Carson’s salary was set at $25 million a year. For that, he worked one hour a night from eleven-thirty p.m. to twelve-thirty a.m., three nights a week, thirty-seven weeks a year, with fifteen weeks off.
In addition, Carson and Carson Productions became the owners and producers of The Tonight Show. NBC still provided all the production support we needed; every week, Carson Productions’ profits alone neared $50,000. Ceding Carson ownership of The Tonight Show was one of the more shortsighted of NBC’s concessions. Carson also took ownership of all the show’s episodes that had been made since his arrival in 1962 (to the extent that they existed; into the seventies, the networks routinely destroyed, discarded, or taped over much of their programming). We then created Carson’s Comedy Classics (from old Tonight Shows), a series of 130 half-hour shows that Columbia Television’s Herman Rush bought for $26 million. And he had zero cost for the material.

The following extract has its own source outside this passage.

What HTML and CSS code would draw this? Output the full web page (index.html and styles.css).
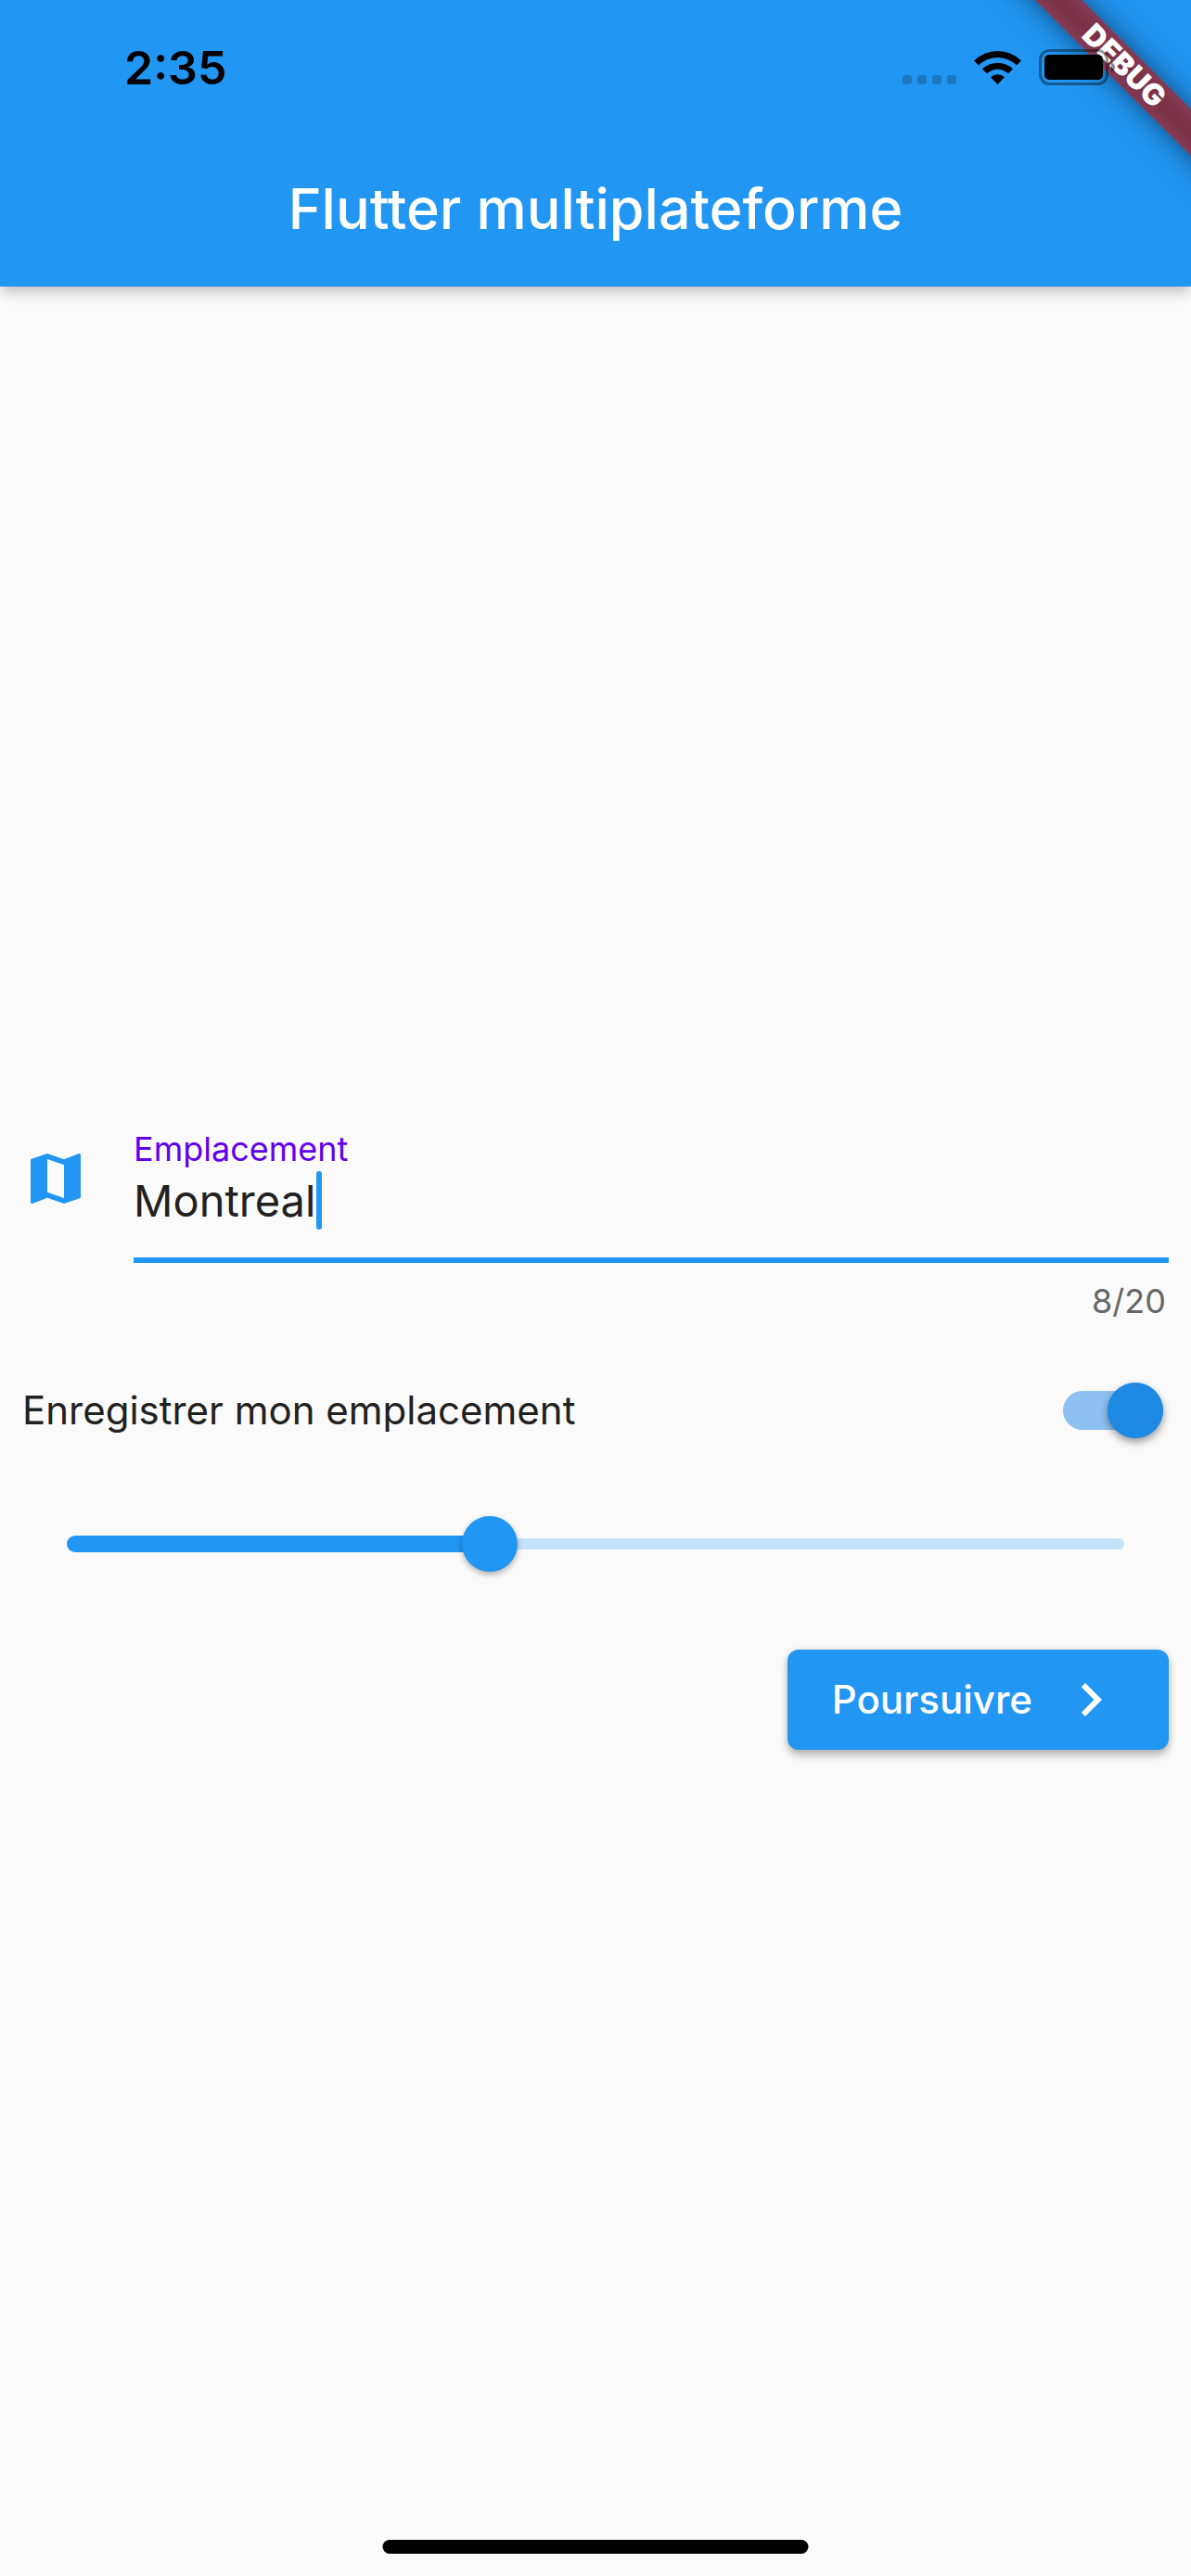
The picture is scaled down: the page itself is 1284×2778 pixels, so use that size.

Carson Productions also would own the one-hour slot after Johnny’s show, and own and produce the show that played there. David Letterman hosted that show. NBC also gave Carson Productions a commitment to air a minimum of five series that we would develop. And even with these commitments and relationships, we remained an independent entity, with full freedom to pursue any and all deals we pleased in movies, TV series, or any other business, with any partners we chose.